## Aim:
Check each line of the listing for the string "Clone", count the lines that have it, and answer with that number only.

## Records to process:
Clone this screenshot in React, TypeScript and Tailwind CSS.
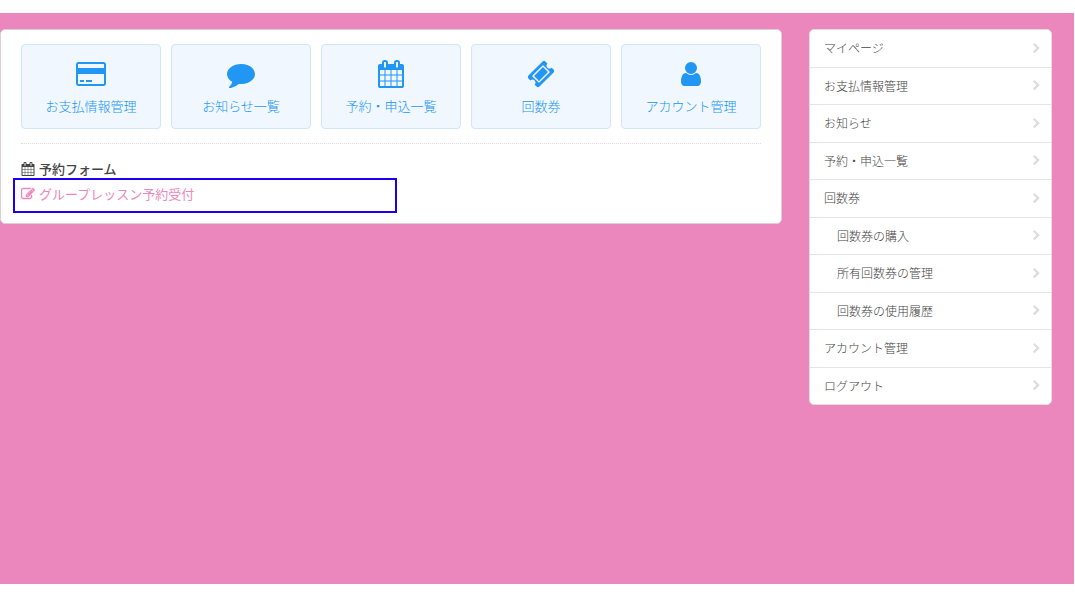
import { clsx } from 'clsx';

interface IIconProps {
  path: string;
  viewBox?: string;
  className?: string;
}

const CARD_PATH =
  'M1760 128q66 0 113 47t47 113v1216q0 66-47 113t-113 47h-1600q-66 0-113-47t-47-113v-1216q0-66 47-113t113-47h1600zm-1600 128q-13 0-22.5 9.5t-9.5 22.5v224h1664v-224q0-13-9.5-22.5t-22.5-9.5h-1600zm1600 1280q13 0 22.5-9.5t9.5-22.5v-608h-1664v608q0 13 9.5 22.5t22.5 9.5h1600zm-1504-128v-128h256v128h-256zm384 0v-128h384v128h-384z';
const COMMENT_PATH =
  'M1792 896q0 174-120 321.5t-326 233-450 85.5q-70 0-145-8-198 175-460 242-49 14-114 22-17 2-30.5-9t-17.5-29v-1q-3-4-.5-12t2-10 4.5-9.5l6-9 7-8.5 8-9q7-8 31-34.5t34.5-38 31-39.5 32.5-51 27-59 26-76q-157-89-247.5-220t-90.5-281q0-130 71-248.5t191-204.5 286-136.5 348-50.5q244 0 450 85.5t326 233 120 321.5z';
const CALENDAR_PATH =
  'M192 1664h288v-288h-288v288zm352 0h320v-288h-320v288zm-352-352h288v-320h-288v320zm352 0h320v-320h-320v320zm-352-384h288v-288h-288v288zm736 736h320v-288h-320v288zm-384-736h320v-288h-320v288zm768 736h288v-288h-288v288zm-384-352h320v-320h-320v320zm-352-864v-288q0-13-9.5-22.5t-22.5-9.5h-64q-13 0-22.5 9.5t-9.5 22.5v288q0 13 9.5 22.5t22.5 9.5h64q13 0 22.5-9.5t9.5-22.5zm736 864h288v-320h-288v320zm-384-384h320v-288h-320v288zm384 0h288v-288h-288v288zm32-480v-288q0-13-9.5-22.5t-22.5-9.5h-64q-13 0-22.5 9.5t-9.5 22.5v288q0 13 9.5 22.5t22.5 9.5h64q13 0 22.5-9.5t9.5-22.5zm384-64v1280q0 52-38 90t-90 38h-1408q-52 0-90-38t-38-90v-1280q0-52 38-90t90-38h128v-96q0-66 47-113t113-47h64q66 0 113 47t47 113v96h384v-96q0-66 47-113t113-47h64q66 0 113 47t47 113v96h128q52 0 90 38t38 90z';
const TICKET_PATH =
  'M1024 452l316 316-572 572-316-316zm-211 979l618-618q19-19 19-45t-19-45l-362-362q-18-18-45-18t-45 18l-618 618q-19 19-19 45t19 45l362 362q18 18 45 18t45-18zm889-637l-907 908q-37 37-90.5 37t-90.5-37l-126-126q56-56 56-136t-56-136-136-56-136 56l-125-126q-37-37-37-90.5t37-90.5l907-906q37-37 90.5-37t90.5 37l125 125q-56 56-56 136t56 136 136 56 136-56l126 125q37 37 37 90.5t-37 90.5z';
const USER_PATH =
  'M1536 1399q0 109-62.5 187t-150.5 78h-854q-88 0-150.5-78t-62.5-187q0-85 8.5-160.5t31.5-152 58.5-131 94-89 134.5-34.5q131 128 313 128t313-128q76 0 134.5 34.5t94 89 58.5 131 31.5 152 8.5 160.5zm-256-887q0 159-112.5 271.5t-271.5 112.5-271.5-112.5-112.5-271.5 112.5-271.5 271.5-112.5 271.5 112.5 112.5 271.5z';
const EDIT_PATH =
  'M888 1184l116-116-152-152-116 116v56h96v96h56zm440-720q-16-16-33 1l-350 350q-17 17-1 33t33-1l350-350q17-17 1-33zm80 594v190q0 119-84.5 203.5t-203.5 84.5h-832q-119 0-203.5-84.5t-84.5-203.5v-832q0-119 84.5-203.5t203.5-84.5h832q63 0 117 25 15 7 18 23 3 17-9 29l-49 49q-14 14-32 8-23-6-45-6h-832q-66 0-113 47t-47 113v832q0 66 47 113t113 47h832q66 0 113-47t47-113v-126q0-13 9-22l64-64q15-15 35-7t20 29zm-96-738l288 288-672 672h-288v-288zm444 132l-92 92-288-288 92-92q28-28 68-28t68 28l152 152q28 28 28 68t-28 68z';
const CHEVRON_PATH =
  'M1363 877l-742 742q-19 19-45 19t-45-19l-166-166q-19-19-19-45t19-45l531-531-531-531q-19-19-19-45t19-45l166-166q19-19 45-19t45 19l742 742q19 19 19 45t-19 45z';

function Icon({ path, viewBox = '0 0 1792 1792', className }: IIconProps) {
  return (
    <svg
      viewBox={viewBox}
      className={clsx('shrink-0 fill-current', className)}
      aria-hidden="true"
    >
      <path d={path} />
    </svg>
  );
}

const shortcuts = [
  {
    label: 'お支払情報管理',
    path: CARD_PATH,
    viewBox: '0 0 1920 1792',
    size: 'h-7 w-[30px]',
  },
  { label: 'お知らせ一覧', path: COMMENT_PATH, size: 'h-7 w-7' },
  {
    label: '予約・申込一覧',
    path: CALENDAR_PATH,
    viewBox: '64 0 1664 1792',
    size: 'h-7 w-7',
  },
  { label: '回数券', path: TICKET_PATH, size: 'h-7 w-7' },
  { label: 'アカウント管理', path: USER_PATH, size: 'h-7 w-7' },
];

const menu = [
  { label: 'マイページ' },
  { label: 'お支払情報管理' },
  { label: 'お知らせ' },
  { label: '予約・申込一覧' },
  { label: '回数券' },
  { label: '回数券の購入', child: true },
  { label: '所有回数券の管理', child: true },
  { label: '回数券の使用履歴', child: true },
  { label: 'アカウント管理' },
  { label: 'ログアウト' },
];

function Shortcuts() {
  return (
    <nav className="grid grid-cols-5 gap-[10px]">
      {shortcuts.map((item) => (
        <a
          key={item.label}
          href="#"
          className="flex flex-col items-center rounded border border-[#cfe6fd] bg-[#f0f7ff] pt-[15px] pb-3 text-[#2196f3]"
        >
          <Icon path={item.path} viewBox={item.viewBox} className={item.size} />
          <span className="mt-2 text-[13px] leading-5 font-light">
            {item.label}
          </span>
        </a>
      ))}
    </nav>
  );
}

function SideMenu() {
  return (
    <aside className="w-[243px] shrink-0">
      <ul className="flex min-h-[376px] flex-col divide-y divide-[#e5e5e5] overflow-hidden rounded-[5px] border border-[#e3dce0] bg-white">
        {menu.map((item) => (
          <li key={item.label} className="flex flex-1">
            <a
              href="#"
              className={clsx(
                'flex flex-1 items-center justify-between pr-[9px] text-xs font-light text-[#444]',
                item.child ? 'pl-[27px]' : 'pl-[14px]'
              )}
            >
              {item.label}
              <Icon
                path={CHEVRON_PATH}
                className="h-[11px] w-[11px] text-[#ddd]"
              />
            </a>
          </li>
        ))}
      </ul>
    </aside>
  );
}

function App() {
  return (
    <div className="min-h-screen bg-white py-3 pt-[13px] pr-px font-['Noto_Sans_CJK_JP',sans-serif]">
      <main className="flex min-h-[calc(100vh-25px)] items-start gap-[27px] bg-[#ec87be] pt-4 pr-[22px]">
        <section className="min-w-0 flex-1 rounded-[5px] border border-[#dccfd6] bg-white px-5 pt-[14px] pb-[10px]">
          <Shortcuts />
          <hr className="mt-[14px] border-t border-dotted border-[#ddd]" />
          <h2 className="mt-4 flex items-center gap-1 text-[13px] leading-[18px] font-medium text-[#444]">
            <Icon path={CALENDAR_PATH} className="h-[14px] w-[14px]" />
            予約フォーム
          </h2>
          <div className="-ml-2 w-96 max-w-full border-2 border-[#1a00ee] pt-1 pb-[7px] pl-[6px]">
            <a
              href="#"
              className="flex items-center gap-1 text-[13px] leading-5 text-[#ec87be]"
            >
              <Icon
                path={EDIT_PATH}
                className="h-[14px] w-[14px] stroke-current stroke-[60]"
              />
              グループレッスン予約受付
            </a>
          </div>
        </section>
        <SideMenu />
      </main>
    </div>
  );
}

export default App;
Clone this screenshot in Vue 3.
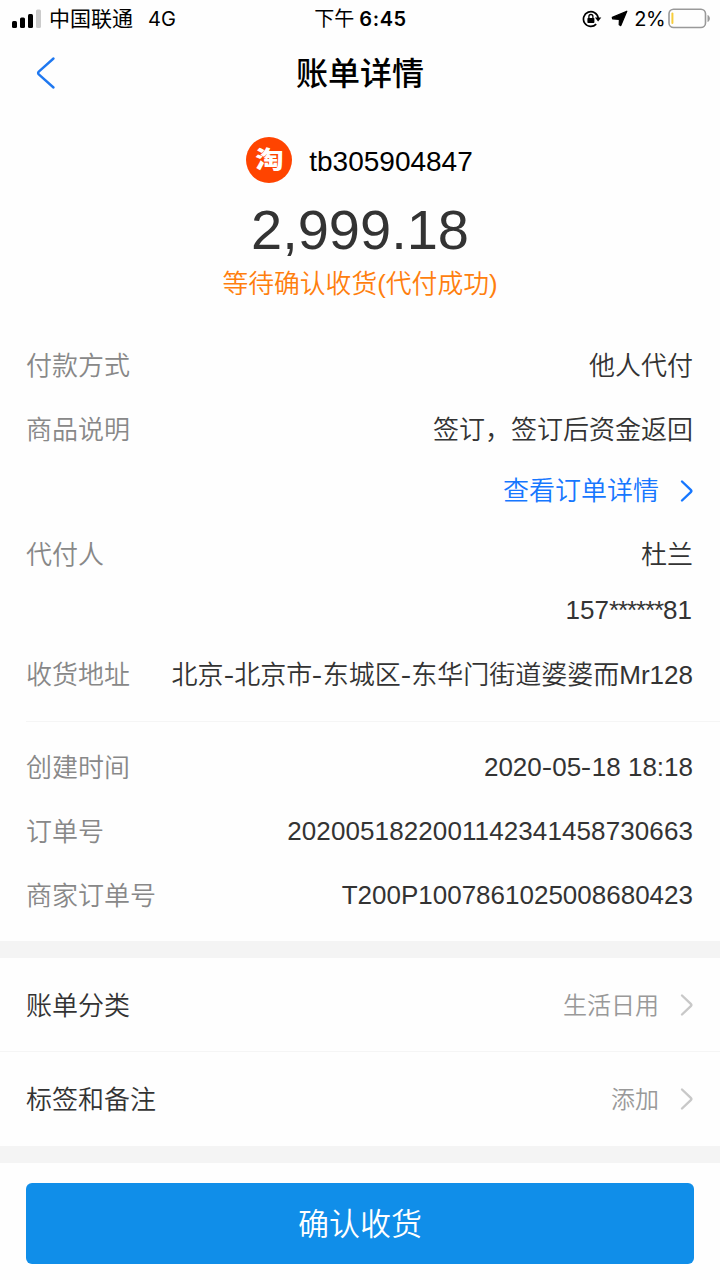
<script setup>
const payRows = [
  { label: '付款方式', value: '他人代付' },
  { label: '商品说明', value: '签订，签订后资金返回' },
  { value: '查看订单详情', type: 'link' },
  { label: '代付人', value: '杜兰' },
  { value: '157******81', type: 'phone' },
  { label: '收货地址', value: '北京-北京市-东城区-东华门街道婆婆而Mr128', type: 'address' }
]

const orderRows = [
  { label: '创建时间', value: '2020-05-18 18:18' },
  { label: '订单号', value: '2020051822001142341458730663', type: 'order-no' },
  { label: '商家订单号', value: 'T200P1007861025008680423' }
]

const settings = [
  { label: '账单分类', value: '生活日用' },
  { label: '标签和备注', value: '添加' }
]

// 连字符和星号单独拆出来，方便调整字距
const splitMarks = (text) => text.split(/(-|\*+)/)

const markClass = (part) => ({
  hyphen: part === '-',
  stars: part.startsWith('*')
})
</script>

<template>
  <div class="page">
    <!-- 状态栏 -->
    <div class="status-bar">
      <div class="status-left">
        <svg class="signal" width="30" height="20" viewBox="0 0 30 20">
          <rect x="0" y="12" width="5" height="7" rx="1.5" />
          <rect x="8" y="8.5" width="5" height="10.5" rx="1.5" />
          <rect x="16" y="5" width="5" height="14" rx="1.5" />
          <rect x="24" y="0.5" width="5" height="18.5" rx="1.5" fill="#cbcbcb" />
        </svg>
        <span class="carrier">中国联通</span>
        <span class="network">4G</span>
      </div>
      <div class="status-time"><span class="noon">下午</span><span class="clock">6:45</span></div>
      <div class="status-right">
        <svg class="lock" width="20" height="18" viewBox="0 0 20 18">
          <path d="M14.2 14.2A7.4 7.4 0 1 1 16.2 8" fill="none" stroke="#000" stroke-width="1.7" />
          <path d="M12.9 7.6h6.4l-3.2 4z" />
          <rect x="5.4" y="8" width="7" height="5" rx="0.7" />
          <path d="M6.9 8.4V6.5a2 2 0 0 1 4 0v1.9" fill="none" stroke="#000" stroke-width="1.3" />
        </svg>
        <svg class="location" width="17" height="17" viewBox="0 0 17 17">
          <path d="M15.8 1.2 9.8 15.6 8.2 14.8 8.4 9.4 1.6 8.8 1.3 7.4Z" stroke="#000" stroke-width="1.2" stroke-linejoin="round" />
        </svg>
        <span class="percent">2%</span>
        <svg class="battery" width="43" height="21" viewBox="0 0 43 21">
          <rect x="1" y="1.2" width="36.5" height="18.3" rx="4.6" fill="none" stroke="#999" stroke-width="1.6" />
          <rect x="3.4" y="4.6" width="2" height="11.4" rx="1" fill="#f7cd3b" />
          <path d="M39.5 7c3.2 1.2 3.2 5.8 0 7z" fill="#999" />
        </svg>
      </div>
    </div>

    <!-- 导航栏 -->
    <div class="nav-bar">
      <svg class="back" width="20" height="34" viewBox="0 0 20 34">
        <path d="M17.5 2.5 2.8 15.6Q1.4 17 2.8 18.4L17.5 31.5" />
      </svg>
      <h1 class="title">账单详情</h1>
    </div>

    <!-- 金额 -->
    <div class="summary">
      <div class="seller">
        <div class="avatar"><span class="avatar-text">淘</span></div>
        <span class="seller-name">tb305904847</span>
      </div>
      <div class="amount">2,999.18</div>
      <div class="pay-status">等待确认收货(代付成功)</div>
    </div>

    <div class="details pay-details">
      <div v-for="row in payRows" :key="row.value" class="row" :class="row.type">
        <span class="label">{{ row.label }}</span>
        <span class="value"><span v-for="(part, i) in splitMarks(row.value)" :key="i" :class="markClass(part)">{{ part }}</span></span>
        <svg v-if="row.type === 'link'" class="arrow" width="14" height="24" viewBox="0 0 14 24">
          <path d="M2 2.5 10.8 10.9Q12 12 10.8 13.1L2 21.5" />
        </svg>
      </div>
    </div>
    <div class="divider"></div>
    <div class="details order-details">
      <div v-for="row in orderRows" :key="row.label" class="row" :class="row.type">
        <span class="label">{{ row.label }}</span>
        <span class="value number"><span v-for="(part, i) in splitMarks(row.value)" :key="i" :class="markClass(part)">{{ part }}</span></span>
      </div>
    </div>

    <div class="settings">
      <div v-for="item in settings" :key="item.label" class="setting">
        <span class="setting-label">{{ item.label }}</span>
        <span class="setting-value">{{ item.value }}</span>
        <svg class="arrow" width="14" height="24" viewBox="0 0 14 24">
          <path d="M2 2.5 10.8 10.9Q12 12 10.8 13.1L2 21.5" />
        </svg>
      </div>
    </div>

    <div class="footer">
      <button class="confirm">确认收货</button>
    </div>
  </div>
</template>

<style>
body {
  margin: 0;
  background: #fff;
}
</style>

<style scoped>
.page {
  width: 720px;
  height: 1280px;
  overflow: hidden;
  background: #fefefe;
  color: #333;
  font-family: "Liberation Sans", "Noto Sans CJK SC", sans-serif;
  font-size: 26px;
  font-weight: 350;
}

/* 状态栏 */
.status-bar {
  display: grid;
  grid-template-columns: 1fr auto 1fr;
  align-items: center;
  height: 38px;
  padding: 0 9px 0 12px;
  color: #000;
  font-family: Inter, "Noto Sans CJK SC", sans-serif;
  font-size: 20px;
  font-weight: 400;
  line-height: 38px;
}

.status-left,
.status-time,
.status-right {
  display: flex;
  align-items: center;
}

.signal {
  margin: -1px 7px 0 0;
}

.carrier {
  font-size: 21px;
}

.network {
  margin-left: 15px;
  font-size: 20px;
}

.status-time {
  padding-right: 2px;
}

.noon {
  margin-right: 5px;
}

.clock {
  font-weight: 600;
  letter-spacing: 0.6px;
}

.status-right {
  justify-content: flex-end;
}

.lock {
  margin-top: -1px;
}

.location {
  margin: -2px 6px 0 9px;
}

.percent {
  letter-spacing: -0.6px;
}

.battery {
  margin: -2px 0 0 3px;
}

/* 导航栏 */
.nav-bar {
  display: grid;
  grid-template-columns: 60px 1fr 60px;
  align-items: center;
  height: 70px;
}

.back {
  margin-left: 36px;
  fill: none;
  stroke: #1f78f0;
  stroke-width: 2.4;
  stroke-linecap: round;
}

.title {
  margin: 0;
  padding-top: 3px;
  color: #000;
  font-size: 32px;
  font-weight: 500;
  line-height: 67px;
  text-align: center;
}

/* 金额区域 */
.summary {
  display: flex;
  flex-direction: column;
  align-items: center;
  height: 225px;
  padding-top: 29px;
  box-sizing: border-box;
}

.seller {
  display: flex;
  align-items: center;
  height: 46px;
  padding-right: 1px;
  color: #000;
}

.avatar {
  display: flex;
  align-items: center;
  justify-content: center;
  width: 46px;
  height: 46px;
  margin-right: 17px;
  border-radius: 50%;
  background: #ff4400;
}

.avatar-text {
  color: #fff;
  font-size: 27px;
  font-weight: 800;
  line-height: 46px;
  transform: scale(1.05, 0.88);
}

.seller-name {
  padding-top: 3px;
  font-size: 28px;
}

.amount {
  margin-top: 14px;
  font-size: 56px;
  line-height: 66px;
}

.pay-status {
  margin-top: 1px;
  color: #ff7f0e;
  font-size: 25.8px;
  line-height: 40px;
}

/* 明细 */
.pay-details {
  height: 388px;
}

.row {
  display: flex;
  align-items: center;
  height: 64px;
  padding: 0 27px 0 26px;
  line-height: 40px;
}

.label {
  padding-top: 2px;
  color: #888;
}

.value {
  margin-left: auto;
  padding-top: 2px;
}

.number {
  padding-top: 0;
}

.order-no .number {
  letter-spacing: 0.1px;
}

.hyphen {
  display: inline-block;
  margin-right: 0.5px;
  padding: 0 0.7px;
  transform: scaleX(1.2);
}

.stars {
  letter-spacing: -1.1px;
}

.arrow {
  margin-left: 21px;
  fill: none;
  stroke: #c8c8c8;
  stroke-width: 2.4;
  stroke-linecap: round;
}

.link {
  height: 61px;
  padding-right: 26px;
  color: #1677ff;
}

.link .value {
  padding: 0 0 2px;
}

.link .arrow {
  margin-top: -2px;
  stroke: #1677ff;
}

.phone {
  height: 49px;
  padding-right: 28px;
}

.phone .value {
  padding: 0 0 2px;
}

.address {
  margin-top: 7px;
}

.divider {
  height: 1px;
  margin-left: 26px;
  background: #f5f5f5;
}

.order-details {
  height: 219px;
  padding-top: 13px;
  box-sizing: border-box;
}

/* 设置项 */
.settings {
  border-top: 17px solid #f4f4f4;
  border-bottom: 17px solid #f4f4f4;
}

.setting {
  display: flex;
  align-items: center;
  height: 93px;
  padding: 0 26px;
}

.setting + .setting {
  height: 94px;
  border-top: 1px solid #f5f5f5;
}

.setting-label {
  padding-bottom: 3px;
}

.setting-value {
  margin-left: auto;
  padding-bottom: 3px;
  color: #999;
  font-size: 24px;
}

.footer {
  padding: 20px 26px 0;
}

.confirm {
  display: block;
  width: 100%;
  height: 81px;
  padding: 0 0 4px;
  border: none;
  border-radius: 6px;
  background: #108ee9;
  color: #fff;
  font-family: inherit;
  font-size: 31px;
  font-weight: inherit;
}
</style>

## Solution to this exercise:
2